§ The problem
Repeat every line, exactly, from the very first through the one where "string; date: string;" appears. Add nothing else.

----

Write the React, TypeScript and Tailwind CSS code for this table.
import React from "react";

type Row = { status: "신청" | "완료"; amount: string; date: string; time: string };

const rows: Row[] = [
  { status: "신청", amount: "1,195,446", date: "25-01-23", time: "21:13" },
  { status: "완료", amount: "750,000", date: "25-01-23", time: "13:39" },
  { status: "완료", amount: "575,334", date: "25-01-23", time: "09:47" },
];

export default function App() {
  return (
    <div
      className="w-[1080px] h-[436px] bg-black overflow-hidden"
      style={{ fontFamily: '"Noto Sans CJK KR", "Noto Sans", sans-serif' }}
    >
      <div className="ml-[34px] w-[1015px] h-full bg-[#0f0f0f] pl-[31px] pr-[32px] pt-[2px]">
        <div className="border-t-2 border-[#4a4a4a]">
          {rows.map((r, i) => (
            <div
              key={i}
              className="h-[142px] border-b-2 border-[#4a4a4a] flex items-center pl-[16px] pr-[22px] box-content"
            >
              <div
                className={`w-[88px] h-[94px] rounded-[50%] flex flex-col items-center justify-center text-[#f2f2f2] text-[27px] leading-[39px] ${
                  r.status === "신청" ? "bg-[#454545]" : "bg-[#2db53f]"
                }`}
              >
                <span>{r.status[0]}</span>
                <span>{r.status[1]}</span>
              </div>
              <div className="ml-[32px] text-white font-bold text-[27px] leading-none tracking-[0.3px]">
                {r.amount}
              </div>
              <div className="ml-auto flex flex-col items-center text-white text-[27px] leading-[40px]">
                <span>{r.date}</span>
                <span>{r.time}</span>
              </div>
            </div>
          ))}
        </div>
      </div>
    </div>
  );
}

----

§ Final result
Write the React, TypeScript and Tailwind CSS code for this table.
import React from "react";

type Row = { status: "신청" | "완료"; amount: string; date: string; time: string };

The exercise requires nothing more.